1. Field of the Invention
The present invention relates to a resonator, to a vibrating sensor including such a resonator, and to a method of fabricating the resonator. Such a resonator is used for example in vibrating sensors of the gyro type.
2. Brief Discussion of the Related Art
The general principle of a vibrating sensor is to subject a resonator to vibration and to detect a physical magnitude that is representative of the influence of an acceleration on the vibration.
Vibrating sensors exist that include an electrode-carrying plate with a resonator mounted thereon. The resonator comprises a body having a substantially hemispherical resonant part with a pole that is connected to the electrode-carrying plate by a sensor stem. The resonant part comprises a hemispherical web defined by an outside surface and an inside surface, which surfaces have free edges that are connected to each other by a plane annular surface that extends facing the electrodes secured to the electrode-carrying plate. The resonant part and the stem are covered in an electrical conduction layer. The electrical conduction layer and the electrodes are connected to different potentials so as to subject the web to periodic elliptical deformation and so as to detect the orientation of the ellipse, e.g. as a function of capacitances of values that depend on the gap formed between the electrodes and the plane annular surface.
The body is made of silica because of its isotropic properties and its very low mechanical damping.
In an embodiment that used to be widespread, the resonant part and the stem were completely covered in a layer of chromium forming the conduction layer (see for example document US-A-2003/0019296).
Nevertheless, it was subsequently found that the layer of chromium contributed non-negligible mechanical damping.
Resonators were thus considered in which the layer of chromium did not extend over all of the resonant part: the layer of chromium then covered the stem and the annular surface, and was provided with branches extending over the inside surface from the stem to the annular surface. That enabled damping to be reduced significantly, thereby giving rise to a large increase in the performance of vibrating sensors incorporating such resonators.
Subsequently, replacing the chromium in those resonators with platinum has enabled the performance of vibrating sensors to be further improved.
The document EP-A-1445580 discloses a resonator having an inside surface fully covered by a conductive metal coating and an outside surface left uncovered.
Nevertheless, silica is a material with a very active surface that tends to establish bonds with its surroundings. Silica becomes covered on its surface in groups of silanol Si—OH or silane Si—H that are strongly polar and that can combine with examples in the surroundings. In vibrating sensors, the resonator is in a vacuum so that such contamination of the silica does not occur.

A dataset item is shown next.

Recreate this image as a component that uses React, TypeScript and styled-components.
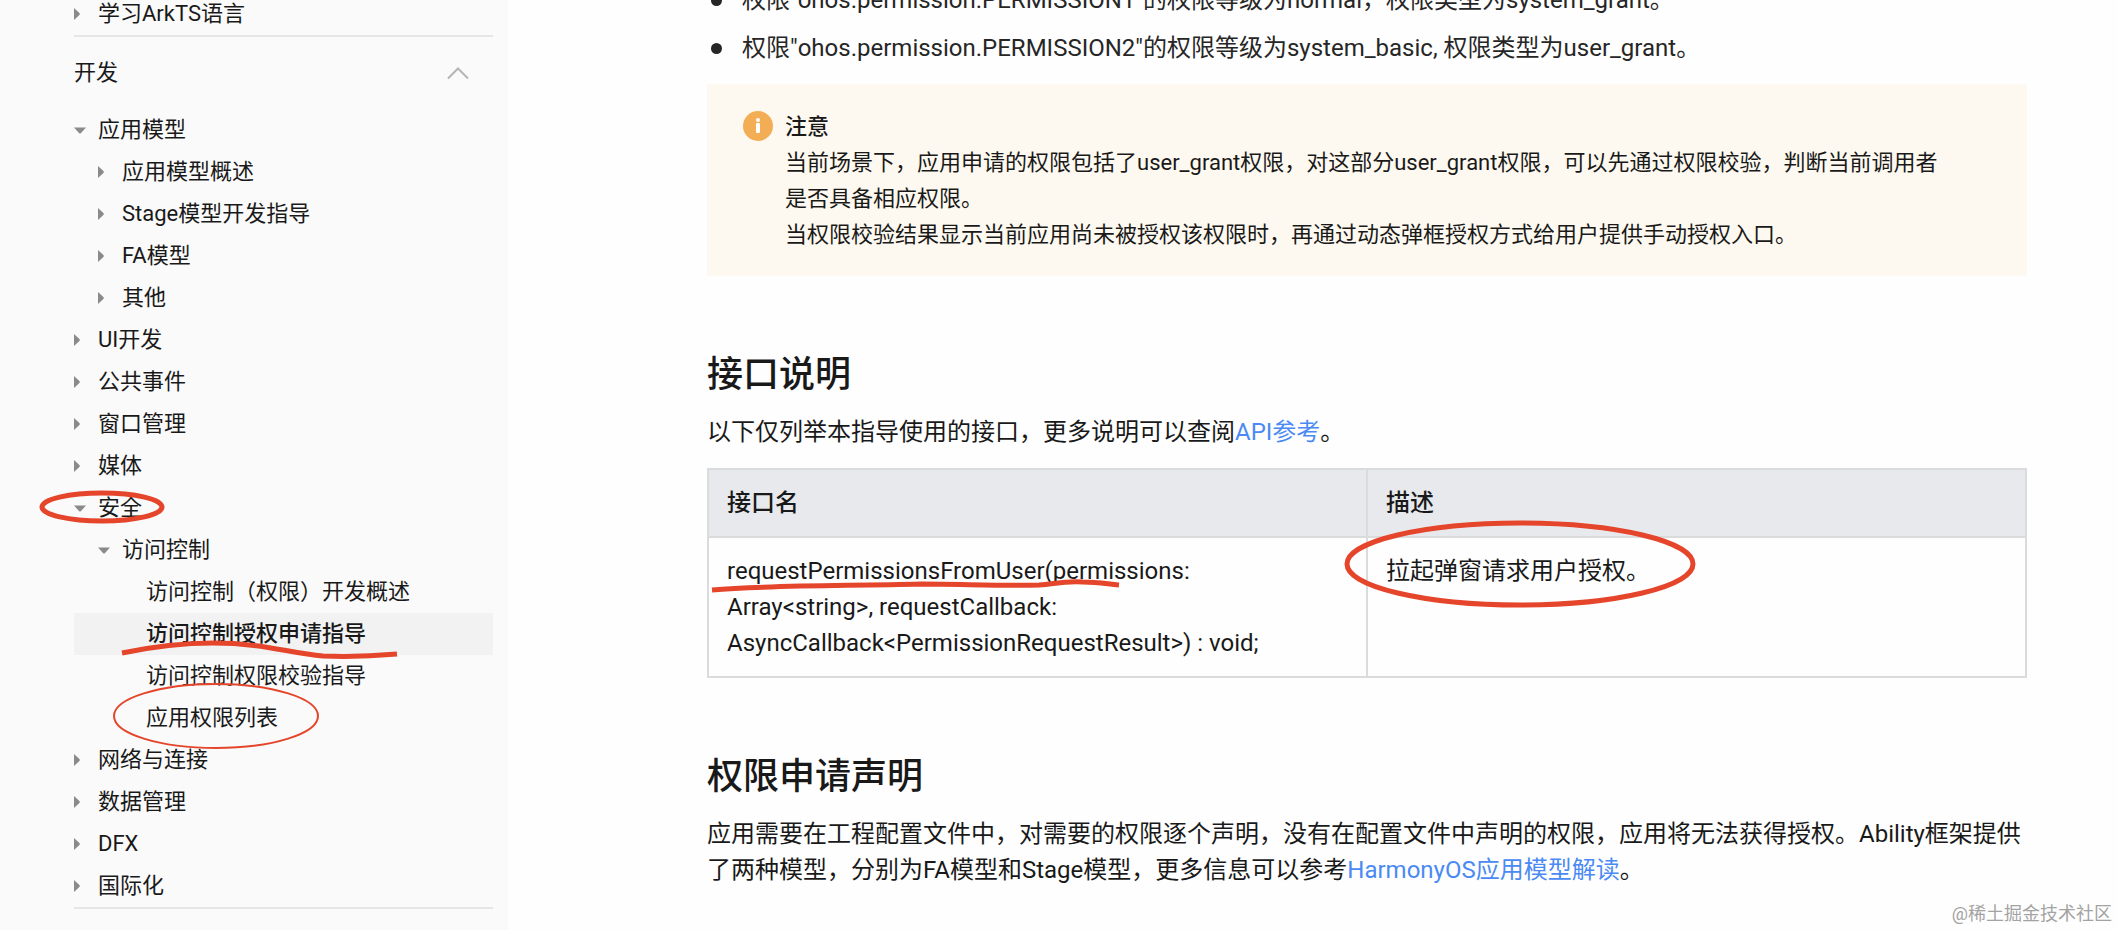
import React from "react";
import styled, { createGlobalStyle, css } from "styled-components";

const RED = "#e5452b";

const GlobalStyle = createGlobalStyle`
  * { box-sizing: border-box; }
  body {
    margin: 0;
    background: #fefefe;
    color: #191919;
    font-family: Roboto, "Noto Sans CJK SC", sans-serif;
    font-size: 24px;
    line-height: 36px;
  }
`;

const Page = styled.div`
  position: relative;
  display: flex;
  min-height: 100vh;
  overflow: hidden;
`;

const Sidebar = styled.nav`
  flex: none;
  width: 508px;
  padding: 0 15px 0 74px;
  background: #fafafa;
  font-size: 22px;
`;

const TreeList = styled.ul<{ $clipped?: boolean }>`
  margin: ${(p) => (p.$clipped ? "-7px 0 0" : "0")};
  padding: 0;
  list-style: none;
  border-bottom: 2px solid #e6e6e6;
`;

const TreeRow = styled.li<{ $level: number; $selected?: boolean }>`
  position: relative;
  display: flex;
  align-items: center;
  height: 42px;
  padding-left: ${(p) => p.$level * 24}px;
  background: ${(p) => (p.$selected ? "#f2f2f2" : "transparent")};
  font-weight: ${(p) => (p.$selected ? 500 : 400)};
`;

const TreeToggle = styled.button`
  display: flex;
  align-items: center;
  width: 24px;
  height: 24px;
  padding: 0;
  border: 0;
  background: none;
  cursor: pointer;
`;

const ToggleSpace = styled.span`
  width: 24px;
`;

const TreeLink = styled.a`
  color: inherit;
  text-decoration: none;
  white-space: nowrap;
`;

const SectionHeader = styled.button`
  display: flex;
  align-items: center;
  justify-content: space-between;
  width: 100%;
  height: 72px;
  padding: 0 24px 0 0;
  border: 0;
  background: none;
  color: inherit;
  font: inherit;
  cursor: pointer;
`;

const Mark = styled.svg<{ $thin?: boolean }>`
  position: absolute;
  left: 0;
  top: 0;
  overflow: visible;
  pointer-events: none;
  fill: none;
  stroke: ${RED};
  stroke-width: ${(p) => (p.$thin ? 2 : 5)};
  z-index: 1;
`;

const Main = styled.main`
  flex: 1;
  min-width: 0;
  padding: 0 91px 0 199px;
`;

const Bullets = styled.ul`
  display: flex;
  flex-direction: column;
  gap: 12px;
  margin: -18px 0 18px;
  padding: 0;
  list-style: none;
`;

const Bullet = styled.li`
  display: flex;
  align-items: center;
  color: #262626;
  &::before {
    content: "";
    flex: none;
    width: 11px;
    height: 11px;
    margin: 0 20px 0 4px;
    border-radius: 50%;
    background: #262626;
  }
`;

const Notice = styled.aside`
  display: flex;
  gap: 12px;
  padding: 25px 72px 23px 36px;
  background: #fef9f0;
  font-size: 22px;
`;

const NoticeIcon = styled.svg`
  flex: none;
  width: 30px;
  height: 30px;
  margin-top: 2px;
`;

const NoticeTitle = styled.div`
  font-weight: 500;
`;

const Paragraph = styled.p`
  margin: 0;
`;

const Heading = styled.h2`
  margin: 72px 0 12px;
  font-size: 36px;
  font-weight: 500;
  line-height: 54px;
`;

const Link = styled.a`
  color: #4a8af4;
  text-decoration: none;
`;

const Table = styled.table`
  width: 100%;
  margin-top: 18px;
  border-collapse: collapse;
  table-layout: fixed;
`;

const cell = css`
  position: relative;
  padding: 15px 18px;
  border: 2px solid #dadbdc;
  text-align: left;
  vertical-align: top;
`;

const HeadCell = styled.th`
  ${cell}
  background: #e8e9ec;
  font-weight: 500;
`;

const Cell = styled.td`
  ${cell}
`;

const Watermark = styled.div`
  position: absolute;
  right: 6px;
  bottom: 3px;
  color: #a3a3a3;
  font-size: 18px;
  line-height: 26px;
`;

type Node = {
  label: string;
  level: number;
  state?: "open" | "closed";
  mark?: "security" | "selected" | "list";
};

const intro: Node[] = [{ label: "学习ArkTS语言", level: 0, state: "closed" }];

const nodes: Node[] = [
  { label: "应用模型", level: 0, state: "open" },
  { label: "应用模型概述", level: 1, state: "closed" },
  { label: "Stage模型开发指导", level: 1, state: "closed" },
  { label: "FA模型", level: 1, state: "closed" },
  { label: "其他", level: 1, state: "closed" },
  { label: "UI开发", level: 0, state: "closed" },
  { label: "公共事件", level: 0, state: "closed" },
  { label: "窗口管理", level: 0, state: "closed" },
  { label: "媒体", level: 0, state: "closed" },
  { label: "安全", level: 0, state: "open", mark: "security" },
  { label: "访问控制", level: 1, state: "open" },
  { label: "访问控制（权限）开发概述", level: 2 },
  { label: "访问控制授权申请指导", level: 2, mark: "selected" },
  { label: "访问控制权限校验指导", level: 2 },
  { label: "应用权限列表", level: 2, mark: "list" },
  { label: "网络与连接", level: 0, state: "closed" },
  { label: "数据管理", level: 0, state: "closed" },
  { label: "DFX", level: 0, state: "closed" },
  { label: "国际化", level: 0, state: "closed" },
];

function Arrow({ open }: { open: boolean }) {
  return open ? (
    <svg width="12" height="7" viewBox="0 0 12 7" fill="#8a8a8a">
      <path d="M0 0.5H12L7 6Q6 7 5 6Z" />
    </svg>
  ) : (
    <svg width="6" height="12" viewBox="0 0 6 12" fill="#8a8a8a">
      <path d="M0 0L5.4 5Q6.2 6 5.4 7L0 12Z" />
    </svg>
  );
}

function NodeMark({ kind }: { kind: Node["mark"] }) {
  if (kind === "security")
    return (
      <Mark width="100" height="42">
        <ellipse cx="28" cy="20" rx="60" ry="14" />
      </Mark>
    );
  if (kind === "selected")
    return (
      <Mark width="330" height="42">
        <path d="M48 40C72 35 104 30 139 30C190 30 214 40 249 43C276 44 300 43 323 41" />
      </Mark>
    );
  return (
    <Mark $thin width="250" height="42">
      <ellipse cx="142" cy="19" rx="102" ry="32" />
    </Mark>
  );
}

function Tree({ items, clipped }: { items: Node[]; clipped?: boolean }) {
  return (
    <TreeList $clipped={clipped}>
      {items.map((n) => (
        <TreeRow key={n.label} $level={n.level} $selected={n.mark === "selected"}>
          {n.state ? (
            <TreeToggle aria-label={n.label} aria-expanded={n.state === "open"}>
              <Arrow open={n.state === "open"} />
            </TreeToggle>
          ) : (
            <ToggleSpace />
          )}
          <TreeLink href="#">{n.label}</TreeLink>
          {n.mark && <NodeMark kind={n.mark} />}
        </TreeRow>
      ))}
    </TreeList>
  );
}

export default function App() {
  return (
    <Page>
      <GlobalStyle />
      <Sidebar>
        <Tree items={intro} clipped />
        <SectionHeader aria-expanded="true">
          开发
          <svg width="22" height="14" viewBox="0 0 22 14" fill="none" stroke="#b5b5b5" strokeWidth="2">
            <path d="M1 12.5L11 2.5L21 12.5" />
          </svg>
        </SectionHeader>
        <Tree items={nodes} />
      </Sidebar>
      <Main>
        <Bullets>
          <Bullet>权限"ohos.permission.PERMISSION1"的权限等级为normal，权限类型为system_grant。</Bullet>
          <Bullet>权限"ohos.permission.PERMISSION2"的权限等级为system_basic, 权限类型为user_grant。</Bullet>
        </Bullets>
        <Notice>
          <NoticeIcon viewBox="0 0 30 30">
            <circle cx="15" cy="15" r="15" fill="#f3ae55" />
            <circle cx="15" cy="9" r="2" fill="#fff" />
            <rect x="13" y="12" width="4" height="10" rx="1" fill="#fff" />
          </NoticeIcon>
          <div>
            <NoticeTitle>注意</NoticeTitle>
            <Paragraph>
              当前场景下，应用申请的权限包括了user_grant权限，对这部分user_grant权限，可以先通过权限校验，判断当前调用者是否具备相应权限。
            </Paragraph>
            <Paragraph>
              当权限校验结果显示当前应用尚未被授权该权限时，再通过动态弹框授权方式给用户提供手动授权入口。
            </Paragraph>
          </div>
        </Notice>
        <Heading>接口说明</Heading>
        <Paragraph>
          以下仅列举本指导使用的接口，更多说明可以查阅<Link href="#">API参考</Link>。
        </Paragraph>
        <Table>
          <thead>
            <tr>
              <HeadCell>接口名</HeadCell>
              <HeadCell>描述</HeadCell>
            </tr>
          </thead>
          <tbody>
            <tr>
              <Cell>
                requestPermissionsFromUser(permissions:
                <br />
                Array&lt;string&gt;, requestCallback:
                <br />
                AsyncCallback&lt;PermissionRequestResult&gt;) : void;
                <Mark width="420" height="60">
                  <path d="M3 52C60 47 130 48 212 46C252 46 292 48 330 47C346 46 352 43 374 44C390 44 398 46 410 47" />
                </Mark>
              </Cell>
              <Cell>
                拉起弹窗请求用户授权。
                <Mark width="340" height="80">
                  <ellipse cx="152" cy="26" rx="173" ry="41" />
                </Mark>
              </Cell>
            </tr>
          </tbody>
        </Table>
        <Heading>权限申请声明</Heading>
        <Paragraph>
          应用需要在工程配置文件中，对需要的权限逐个声明，没有在配置文件中声明的权限，应用将无法获得授权。Ability框架提供了两种模型，分别为FA模型和Stage模型，更多信息可以参考
          <Link href="#">HarmonyOS应用模型解读</Link>。
        </Paragraph>
      </Main>
      <Watermark>@稀土掘金技术社区</Watermark>
    </Page>
  );
}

Nevertheless, the research that has led to the invention has shown that such contamination of the silica that is left uncovered by the conduction layer gives rise to unstable and anisotropic modification of the geometrical properties and of the mechanical damping of the resonator, even when the level of contamination is low: such modification is likely to lead to drift that cannot be compensated electronically because it is unstable.